** Start of Collected material **
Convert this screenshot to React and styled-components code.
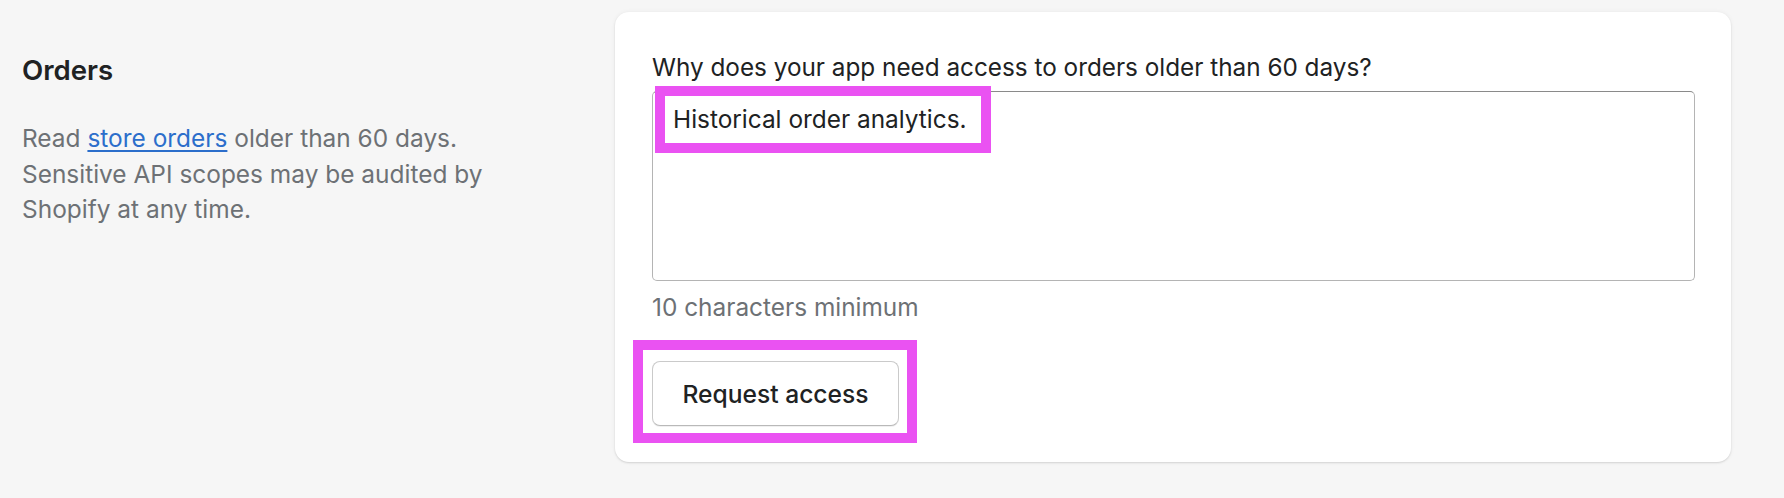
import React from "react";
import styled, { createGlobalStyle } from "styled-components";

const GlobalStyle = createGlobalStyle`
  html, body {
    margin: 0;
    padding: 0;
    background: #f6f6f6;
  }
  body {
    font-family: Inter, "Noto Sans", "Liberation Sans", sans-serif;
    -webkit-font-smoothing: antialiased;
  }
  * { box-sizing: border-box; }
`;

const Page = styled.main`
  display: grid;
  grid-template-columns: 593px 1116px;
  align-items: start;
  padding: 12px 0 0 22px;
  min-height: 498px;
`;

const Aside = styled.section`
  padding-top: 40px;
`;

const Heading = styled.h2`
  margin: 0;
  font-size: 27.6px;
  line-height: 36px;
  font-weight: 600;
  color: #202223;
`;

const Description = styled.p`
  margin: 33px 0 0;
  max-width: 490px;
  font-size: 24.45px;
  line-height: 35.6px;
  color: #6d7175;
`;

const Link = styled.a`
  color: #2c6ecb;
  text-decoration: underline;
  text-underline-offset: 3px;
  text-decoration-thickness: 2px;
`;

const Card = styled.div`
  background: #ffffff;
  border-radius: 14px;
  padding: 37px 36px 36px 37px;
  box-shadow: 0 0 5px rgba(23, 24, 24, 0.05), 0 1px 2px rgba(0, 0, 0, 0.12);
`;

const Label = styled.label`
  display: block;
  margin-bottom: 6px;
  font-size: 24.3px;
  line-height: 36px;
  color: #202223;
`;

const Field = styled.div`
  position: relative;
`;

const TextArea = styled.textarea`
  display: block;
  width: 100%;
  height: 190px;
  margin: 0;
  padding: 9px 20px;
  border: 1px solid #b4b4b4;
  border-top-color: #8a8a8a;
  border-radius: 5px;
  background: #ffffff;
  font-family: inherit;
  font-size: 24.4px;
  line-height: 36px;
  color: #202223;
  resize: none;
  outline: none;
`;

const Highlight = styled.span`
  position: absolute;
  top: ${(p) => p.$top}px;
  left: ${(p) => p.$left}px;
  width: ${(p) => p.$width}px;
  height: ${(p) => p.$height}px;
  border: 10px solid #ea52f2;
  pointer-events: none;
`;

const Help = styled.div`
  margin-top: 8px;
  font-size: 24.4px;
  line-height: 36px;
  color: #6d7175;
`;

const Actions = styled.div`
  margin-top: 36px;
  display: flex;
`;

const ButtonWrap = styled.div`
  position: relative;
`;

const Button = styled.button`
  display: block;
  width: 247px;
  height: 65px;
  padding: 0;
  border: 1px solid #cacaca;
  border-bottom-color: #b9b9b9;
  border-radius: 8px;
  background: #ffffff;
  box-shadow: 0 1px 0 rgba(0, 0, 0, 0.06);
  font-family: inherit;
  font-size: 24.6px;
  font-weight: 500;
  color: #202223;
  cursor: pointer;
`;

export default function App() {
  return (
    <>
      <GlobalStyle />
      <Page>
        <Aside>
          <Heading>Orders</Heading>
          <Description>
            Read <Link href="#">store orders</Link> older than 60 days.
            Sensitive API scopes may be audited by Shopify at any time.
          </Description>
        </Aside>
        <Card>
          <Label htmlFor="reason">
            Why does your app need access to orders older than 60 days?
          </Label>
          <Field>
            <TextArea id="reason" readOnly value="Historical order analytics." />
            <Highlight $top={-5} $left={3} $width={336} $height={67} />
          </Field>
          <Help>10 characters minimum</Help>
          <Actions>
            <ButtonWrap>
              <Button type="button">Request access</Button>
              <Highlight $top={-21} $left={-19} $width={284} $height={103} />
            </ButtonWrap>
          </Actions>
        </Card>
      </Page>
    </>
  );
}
** End of Collected material **
◆ Challenge
Do not include the images; transcribe the rest of the listing exactly.

◆ Exercise response
Convert this screenshot to React and styled-components code.
import React from "react";
import styled, { createGlobalStyle } from "styled-components";

const GlobalStyle = createGlobalStyle`
  html, body {
    margin: 0;
    padding: 0;
    background: #f6f6f6;
  }
  body {
    font-family: Inter, "Noto Sans", "Liberation Sans", sans-serif;
    -webkit-font-smoothing: antialiased;
  }
  * { box-sizing: border-box; }
`;

const Page = styled.main`
  display: grid;
  grid-template-columns: 593px 1116px;
  align-items: start;
  padding: 12px 0 0 22px;
  min-height: 498px;
`;

const Aside = styled.section`
  padding-top: 40px;
`;

const Heading = styled.h2`
  margin: 0;
  font-size: 27.6px;
  line-height: 36px;
  font-weight: 600;
  color: #202223;
`;

const Description = styled.p`
  margin: 33px 0 0;
  max-width: 490px;
  font-size: 24.45px;
  line-height: 35.6px;
  color: #6d7175;
`;

const Link = styled.a`
  color: #2c6ecb;
  text-decoration: underline;
  text-underline-offset: 3px;
  text-decoration-thickness: 2px;
`;

const Card = styled.div`
  background: #ffffff;
  border-radius: 14px;
  padding: 37px 36px 36px 37px;
  box-shadow: 0 0 5px rgba(23, 24, 24, 0.05), 0 1px 2px rgba(0, 0, 0, 0.12);
`;

const Label = styled.label`
  display: block;
  margin-bottom: 6px;
  font-size: 24.3px;
  line-height: 36px;
  color: #202223;
`;

const Field = styled.div`
  position: relative;
`;

const TextArea = styled.textarea`
  display: block;
  width: 100%;
  height: 190px;
  margin: 0;
  padding: 9px 20px;
  border: 1px solid #b4b4b4;
  border-top-color: #8a8a8a;
  border-radius: 5px;
  background: #ffffff;
  font-family: inherit;
  font-size: 24.4px;
  line-height: 36px;
  color: #202223;
  resize: none;
  outline: none;
`;

const Highlight = styled.span`
  position: absolute;
  top: ${(p) => p.$top}px;
  left: ${(p) => p.$left}px;
  width: ${(p) => p.$width}px;
  height: ${(p) => p.$height}px;
  border: 10px solid #ea52f2;
  pointer-events: none;
`;

const Help = styled.div`
  margin-top: 8px;
  font-size: 24.4px;
  line-height: 36px;
  color: #6d7175;
`;

const Actions = styled.div`
  margin-top: 36px;
  display: flex;
`;

const ButtonWrap = styled.div`
  position: relative;
`;

const Button = styled.button`
  display: block;
  width: 247px;
  height: 65px;
  padding: 0;
  border: 1px solid #cacaca;
  border-bottom-color: #b9b9b9;
  border-radius: 8px;
  background: #ffffff;
  box-shadow: 0 1px 0 rgba(0, 0, 0, 0.06);
  font-family: inherit;
  font-size: 24.6px;
  font-weight: 500;
  color: #202223;
  cursor: pointer;
`;

export default function App() {
  return (
    <>
      <GlobalStyle />
      <Page>
        <Aside>
          <Heading>Orders</Heading>
          <Description>
            Read <Link href="#">store orders</Link> older than 60 days.
            Sensitive API scopes may be audited by Shopify at any time.
          </Description>
        </Aside>
        <Card>
          <Label htmlFor="reason">
            Why does your app need access to orders older than 60 days?
          </Label>
          <Field>
            <TextArea id="reason" readOnly value="Historical order analytics." />
            <Highlight $top={-5} $left={3} $width={336} $height={67} />
          </Field>
          <Help>10 characters minimum</Help>
          <Actions>
            <ButtonWrap>
              <Button type="button">Request access</Button>
              <Highlight $top={-21} $left={-19} $width={284} $height={103} />
            </ButtonWrap>
          </Actions>
        </Card>
      </Page>
    </>
  );
}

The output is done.